- TASK BRIEF: Check each line for the string "components". Give only the count of lines that have it.

- INFORMATION PROVIDED:
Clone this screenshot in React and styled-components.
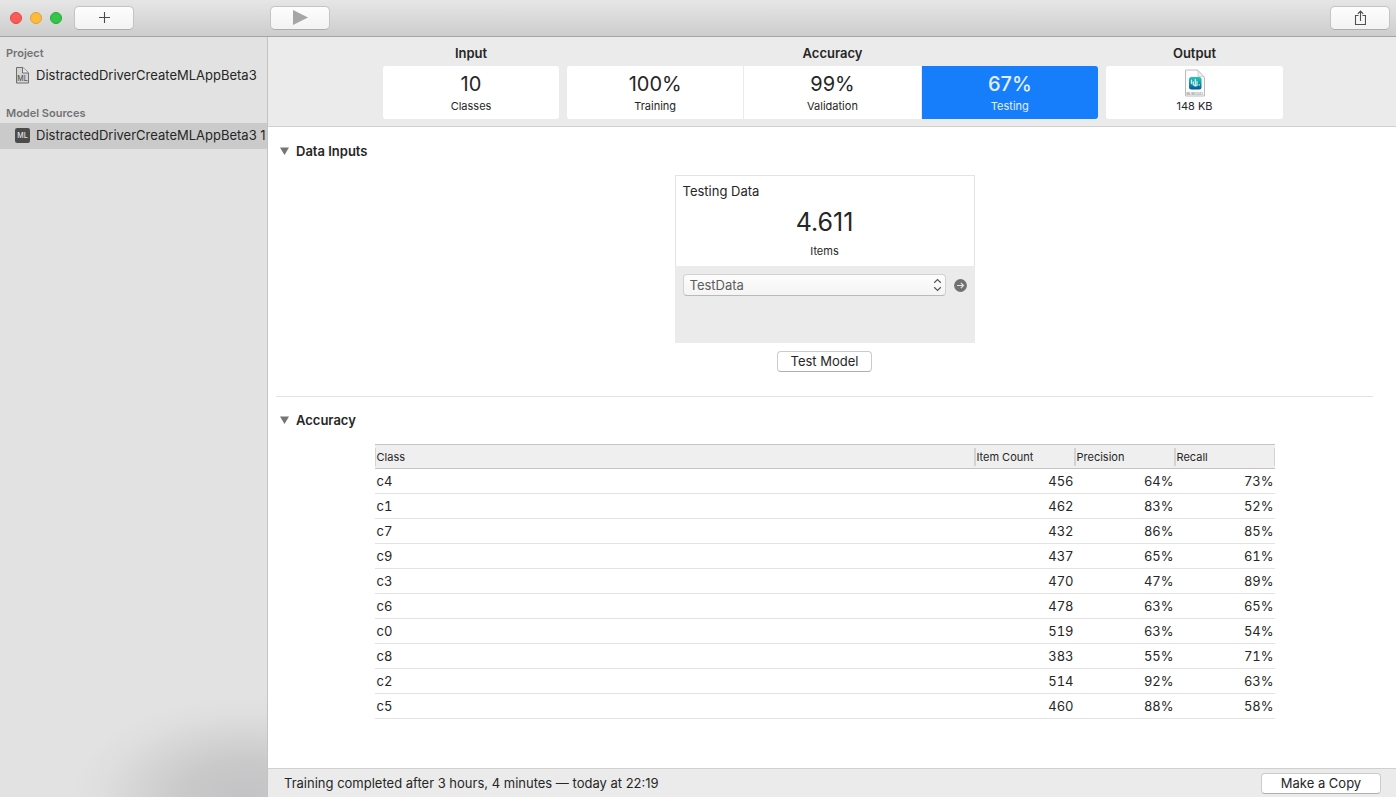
import React from "react";
import styled, { createGlobalStyle } from "styled-components";

const GlobalStyle = createGlobalStyle`
  *, *::before, *::after { box-sizing: border-box; }
  body {
    margin: 0;
    background: #fff;
    color: #262626;
    font-family: Inter, "Liberation Sans", sans-serif;
    font-size: 13px;
    line-height: 16px;
  }
  button, select { font: inherit; color: inherit; }
  h2, h3, p, ul { margin: 0; padding: 0; }
`;

const Window = styled.div`
  display: flex;
  flex-direction: column;
  min-height: 100vh;
`;

const Toolbar = styled.header`
  display: flex;
  align-items: center;
  height: 37px;
  padding: 0 6px 0 10px;
  background: linear-gradient(#e6e6e6, #cdcdcd);
  border-bottom: 1px solid #a5a5a5;
`;

const LeadingTools = styled.div`
  display: flex;
  align-items: center;
  width: 260px;
`;

const TrafficLights = styled.div`
  display: flex;
  gap: 8px;
  margin-right: 12px;
`;

const Light = styled.button`
  width: 12px;
  height: 12px;
  padding: 0;
  border: 1px solid ${(p) => p.$edge};
  border-radius: 50%;
  background: ${(p) => p.$fill};
`;

const ToolButton = styled.button`
  display: flex;
  align-items: center;
  justify-content: center;
  width: 60px;
  height: 24px;
  padding: 0;
  border: 1px solid #c4c4c4;
  border-bottom-color: #adadad;
  border-radius: 5px;
  background: linear-gradient(#fdfdfd, #f2f2f2);
  margin-left: ${(p) => (p.$end ? "auto" : "0")};
`;

const Body = styled.div`
  display: flex;
  flex: 1;
`;

const Sidebar = styled.nav`
  flex: 0 0 268px;
  padding-top: 8px;
  border-right: 1px solid #c3c3c3;
  background:
    radial-gradient(ellipse 175px 100px at 92% 100%, #c3c3c5 0%, #c9c9ca 35%, #d4d4d5 60%, #dedede 82%, rgba(226, 226, 226, 0) 100%),
    #e2e2e2;
`;

const SourceGroup = styled.section`
  margin-bottom: 16px;
`;

const GroupTitle = styled.h3`
  padding-left: 6px;
  font-size: 11px;
  font-weight: 600;
  color: #737373;
`;

const SourceList = styled.ul`
  list-style: none;
  padding-top: 2px;
`;

const SourceLink = styled.a`
  display: flex;
  align-items: center;
  gap: 6px;
  height: 26px;
  padding: 0 0 2px 14px;
  color: inherit;
  text-decoration: none;
  white-space: nowrap;
  background: ${(p) => (p.$selected ? "#cacaca" : "transparent")};
`;

const Main = styled.main`
  display: flex;
  flex-direction: column;
  flex: 1;
  min-width: 0;
`;

const StageStrip = styled.div`
  display: flex;
  justify-content: center;
  gap: 8px;
  padding: 8px 16px 7px 18px;
  background: #ebebeb;
  border-bottom: 1px solid #d0d0d0;
`;

const StageGroup = styled.section`
  flex: 0 1 ${(p) => p.$width}px;
`;

const StageTitle = styled.h2`
  margin-bottom: 5px;
  font-size: 13px;
  font-weight: 600;
  text-align: center;
`;

const StageCards = styled.div`
  display: flex;
  gap: 1px;
  height: 53px;
  border-radius: 3px;
  overflow: hidden;
`;

const StageCard = styled.button`
  display: flex;
  flex: 1;
  flex-direction: column;
  align-items: center;
  padding: 3px 0 0;
  border: 0;
  background: ${(p) => (p.$active ? "#167efb" : "#fff")};
  color: ${(p) => (p.$active ? "#e3effe" : "#262626")};
`;

const StageValue = styled.span`
  height: 29px;
  font-size: 20px;
  line-height: 30px;
  font-weight: ${(p) => (p.$active ? 500 : 400)};
`;

const Caption = styled.span`
  font-size: 11px;
  line-height: 16px;
`;

const Content = styled.div`
  flex: 1;
  padding-right: 15px;
`;

const Panel = styled.section`
  margin: 0 8px;
  padding: ${(p) => (p.$divided ? "15px" : "16px")} 0 24px;
  border-top: ${(p) => (p.$divided ? "1px solid #e3e3e3" : "0")};
`;

const PanelToggle = styled.button`
  display: flex;
  align-items: center;
  gap: 7px;
  margin-bottom: 16px;
  padding: 0 0 0 4px;
  border: 0;
  background: none;
  font-weight: 600;
`;

const DataColumn = styled.div`
  display: flex;
  flex-direction: column;
  align-items: center;
  gap: 8px;
`;

const DataCard = styled.div`
  width: 300px;
`;

const DataSummary = styled.div`
  display: flex;
  flex-direction: column;
  height: 91px;
  padding: 7px 7px 0;
  border: 1px solid #e3e3e3;
  border-bottom: 0;
  text-align: center;
`;

const DataTitle = styled.h3`
  font-size: 13px;
  font-weight: 400;
  text-align: left;
`;

const DataCount = styled.span`
  height: 44px;
  font-size: 25px;
  line-height: 46px;
`;

const DataSource = styled.div`
  display: flex;
  align-items: flex-start;
  height: 77px;
  padding: 8px;
  background: #ebebeb;
`;

const SelectWrap = styled.div`
  position: relative;
  flex: 1;
  margin-right: 8px;

  svg {
    position: absolute;
    top: 4px;
    right: 4px;
    pointer-events: none;
  }
`;

const Select = styled.select`
  display: block;
  width: 100%;
  height: 22px;
  padding: 0 20px 0 6px;
  appearance: none;
  border: 1px solid #d2d2d2;
  border-bottom-color: #b9b9b9;
  border-radius: 4px;
  background: linear-gradient(#fdfdfd, #f4f4f4);
  color: #5d5d5d;
`;

const RevealButton = styled.button`
  display: flex;
  padding: 4px 0;
  border: 0;
  background: none;
`;

const PushButton = styled.button`
  height: 21px;
  padding: 0;
  width: ${(p) => (p.$wide ? "120px" : "95px")};
  border: 1px solid #cbcbcb;
  border-bottom-color: #b0b0b0;
  border-radius: 4px;
  background: #fff;
  line-height: 19px;
`;

const Table = styled.table`
  width: 100%;
  max-width: 900px;
  margin: 0 auto;
  border-collapse: separate;
  border-spacing: 0;
  table-layout: fixed;
  font-variant-numeric: tabular-nums;
`;

const HeadCell = styled.th`
  width: ${(p) => (p.$narrow ? "100px" : "auto")};
  height: 25px;
  padding: 0;
  border-top: 1px solid #c4c4c4;
  border-bottom: 1px solid #c4c4c4;
  background: #efefef;
  font-size: 11px;
  font-weight: 400;
  text-align: left;

  span {
    display: block;
    height: 18px;
    padding-left: 1px;
    line-height: 18px;
    border-left: 1px solid #d3d3d3;
    border-right: 1px solid #d3d3d3;
  }
`;

const Cell = styled.td`
  height: 25px;
  padding: 0 1px 0 2px;
  border-bottom: 1px solid #e3e3e3;
  text-align: ${(p) => (p.$numeric ? "right" : "left")};
`;

const StatusBar = styled.footer`
  display: flex;
  align-items: center;
  justify-content: space-between;
  height: 29px;
  padding: 0 15px 0 16px;
  background: #ebebeb;
  border-top: 1px solid #d0d0d0;
`;

const PlusIcon = () => (
  <svg width="12" height="12" viewBox="0 0 12 12" aria-hidden="true">
    <path d="M6.5 0v11M1 5.5h11" stroke="#4a4a4a" strokeWidth="1.1" fill="none" />
  </svg>
);

const PlayIcon = () => (
  <svg width="16" height="16" viewBox="0 0 16 16" aria-hidden="true">
    <path d="M1 0 16 7.500 1 15z" fill="#a6a6a6" />
  </svg>
);

const ShareIcon = () => (
  <svg width="12" height="16" viewBox="0 0 12 16" aria-hidden="true">
    <path d="M4.500 5.500h-3v9h10v-9h-3M6.500 11V1.200M3.800 3.800l2.700-2.700 2.700 2.700" stroke="#505050" strokeWidth="1.100" fill="none" />
  </svg>
);

const ProjectIcon = () => (
  <svg width="16" height="18" viewBox="0 0 16 18" aria-hidden="true">
    <path d="M2.500 1.500h6.300l5.700 5.300v10.200h-12z" fill="#d4d4d4" stroke="#6e6e6e" />
    <path d="M8.500 1.500v5.500h6" fill="#e8e8e8" stroke="#6e6e6e" />
    <text x="8.500" y="14.800" fontSize="7" fontWeight="500" textAnchor="middle" fill="#555">ML</text>
  </svg>
);

const ModelIcon = () => (
  <svg width="16" height="16" viewBox="0 0 16 16" aria-hidden="true">
    <rect x="1" y="1" width="15" height="15" rx="2.200" fill="#4b4b4b" />
    <text x="8.500" y="11" fontSize="7" fontWeight="500" textAnchor="middle" fill="#e6e6e6">ML</text>
  </svg>
);

const ModelFileIcon = () => (
  <svg width="22" height="29" viewBox="0 0 22 29" aria-hidden="true">
    <defs>
      <linearGradient id="modelTile" x1="0" y1="0" x2="0" y2="1">
        <stop offset="0" stopColor="#1fc9b4" />
        <stop offset=".5" stopColor="#1296ab" />
        <stop offset="1" stopColor="#07529a" />
      </linearGradient>
    </defs>
    <path d="M1.500 1h12l7 7.400v18.600h-19z" fill="#fcfcfc" stroke="#bcbcbc" />
    <path d="M13.500 1c1 2.600.8 5 .3 6.600 2-.5 4.600-.2 6.700.8z" fill="#efefef" stroke="#c2c2c2" strokeWidth=".7" />
    <rect x="5" y="8" width="12.500" height="12.500" rx="2.500" fill="url(#modelTile)" />
    <path d="M7.500 11.200v3.300M9.300 13v2.800M11.300 10.500v6.500M13 12.500v4M9.300 15.500l2 1.500 1.700-.8M15 15.800h.5" stroke="#c8f1ee" strokeWidth="1.300" strokeLinecap="round" strokeLinejoin="round" fill="none" />
    <text x="11" y="25.500" fontSize="3.500" fontWeight="500" textAnchor="middle" fill="#8a8a8a">MLMODEL</text>
  </svg>
);

const Disclosure = () => (
  <svg width="9" height="8" viewBox="0 0 9 8" aria-hidden="true">
    <path d="M0 .5h9L4.500 8z" fill="#757575" />
  </svg>
);

const StepperIcon = () => (
  <svg width="9" height="14" viewBox="0 0 9 14" aria-hidden="true">
    <path d="M1.200 4.700 4.500 1.500l3.300 3.200M1.200 9.300l3.300 3.200 3.300-3.200" stroke="#555" strokeWidth="1.200" fill="none" />
  </svg>
);

const RevealIcon = () => (
  <svg width="13" height="14" viewBox="0 0 13 14" aria-hidden="true">
    <circle cx="6.500" cy="7.500" r="6.400" fill="#717171" />
    <path d="M3 7.500h6.500M6.800 4.900 9.500 7.500 6.800 10.100" stroke="#e4e4e4" strokeWidth="1.200" fill="none" />
  </svg>
);

const ROWS = [
  ["c4", 456, "64%", "73%"],
  ["c1", 462, "83%", "52%"],
  ["c7", 432, "86%", "85%"],
  ["c9", 437, "65%", "61%"],
  ["c3", 470, "47%", "89%"],
  ["c6", 478, "63%", "65%"],
  ["c0", 519, "63%", "54%"],
  ["c8", 383, "55%", "71%"],
  ["c2", 514, "92%", "63%"],
  ["c5", 460, "88%", "58%"],
];

function Stage({ value, caption, active }) {
  return (
    <StageCard type="button" $active={active}>
      <StageValue $active={active}>{value}</StageValue>
      <Caption>{caption}</Caption>
    </StageCard>
  );
}

export default function App() {
  return (
    <>
      <GlobalStyle />
      <Window>
        <Toolbar>
          <LeadingTools>
            <TrafficLights>
              <Light type="button" aria-label="Close" $fill="#fc5b57" $edge="#e2463f" />
              <Light type="button" aria-label="Minimize" $fill="#fdbb3e" $edge="#e0a032" />
              <Light type="button" aria-label="Zoom" $fill="#34c648" $edge="#27a934" />
            </TrafficLights>
            <ToolButton type="button" aria-label="Add"><PlusIcon /></ToolButton>
          </LeadingTools>
          <ToolButton type="button" aria-label="Train"><PlayIcon /></ToolButton>
          <ToolButton type="button" aria-label="Share" $end><ShareIcon /></ToolButton>
        </Toolbar>
        <Body>
          <Sidebar>
            <SourceGroup>
              <GroupTitle>Project</GroupTitle>
              <SourceList>
                <li><SourceLink href="#project"><ProjectIcon />DistractedDriverCreateMLAppBeta3</SourceLink></li>
              </SourceList>
            </SourceGroup>
            <SourceGroup>
              <GroupTitle>Model Sources</GroupTitle>
              <SourceList>
                <li><SourceLink href="#model" $selected><ModelIcon />DistractedDriverCreateMLAppBeta3 1</SourceLink></li>
              </SourceList>
            </SourceGroup>
          </Sidebar>
          <Main>
            <StageStrip>
              <StageGroup $width={176}>
                <StageTitle>Input</StageTitle>
                <StageCards><Stage value="10" caption="Classes" /></StageCards>
              </StageGroup>
              <StageGroup $width={531}>
                <StageTitle>Accuracy</StageTitle>
                <StageCards>
                  <Stage value="100%" caption="Training" />
                  <Stage value="99%" caption="Validation" />
                  <Stage value="67%" caption="Testing" active />
                </StageCards>
              </StageGroup>
              <StageGroup $width={177}>
                <StageTitle>Output</StageTitle>
                <StageCards>
                  <StageCard type="button">
                    <ModelFileIcon />
                    <Caption>148 KB</Caption>
                  </StageCard>
                </StageCards>
              </StageGroup>
            </StageStrip>
            <Content>
              <Panel>
                <PanelToggle type="button" aria-expanded="true"><Disclosure />Data Inputs</PanelToggle>
                <DataColumn>
                  <DataCard>
                    <DataSummary>
                      <DataTitle id="testing-data">Testing Data</DataTitle>
                      <DataCount>4.611</DataCount>
                      <Caption>Items</Caption>
                    </DataSummary>
                    <DataSource>
                      <SelectWrap>
                        <Select aria-labelledby="testing-data" defaultValue="TestData">
                          <option>TestData</option>
                        </Select>
                        <StepperIcon />
                      </SelectWrap>
                      <RevealButton type="button" aria-label="Show in Finder"><RevealIcon /></RevealButton>
                    </DataSource>
                  </DataCard>
                  <PushButton type="button">Test Model</PushButton>
                </DataColumn>
              </Panel>
              <Panel $divided>
                <PanelToggle type="button" aria-expanded="true"><Disclosure />Accuracy</PanelToggle>
                <Table>
                  <thead>
                    <tr>
                      <HeadCell scope="col"><span>Class</span></HeadCell>
                      <HeadCell scope="col" $narrow><span>Item Count</span></HeadCell>
                      <HeadCell scope="col" $narrow><span>Precision</span></HeadCell>
                      <HeadCell scope="col" $narrow><span>Recall</span></HeadCell>
                    </tr>
                  </thead>
                  <tbody>
                    {ROWS.map(([name, count, precision, recall]) => (
                      <tr key={name}>
                        <Cell>{name}</Cell>
                        <Cell $numeric>{count}</Cell>
                        <Cell $numeric>{precision}</Cell>
                        <Cell $numeric>{recall}</Cell>
                      </tr>
                    ))}
                  </tbody>
                </Table>
              </Panel>
            </Content>
            <StatusBar>
              <p>Training completed after 3 hours, 4 minutes — today at 22:19</p>
              <PushButton type="button" $wide>Make a Copy</PushButton>
            </StatusBar>
          </Main>
        </Body>
      </Window>
    </>
  );
}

- FINAL ANSWER: 2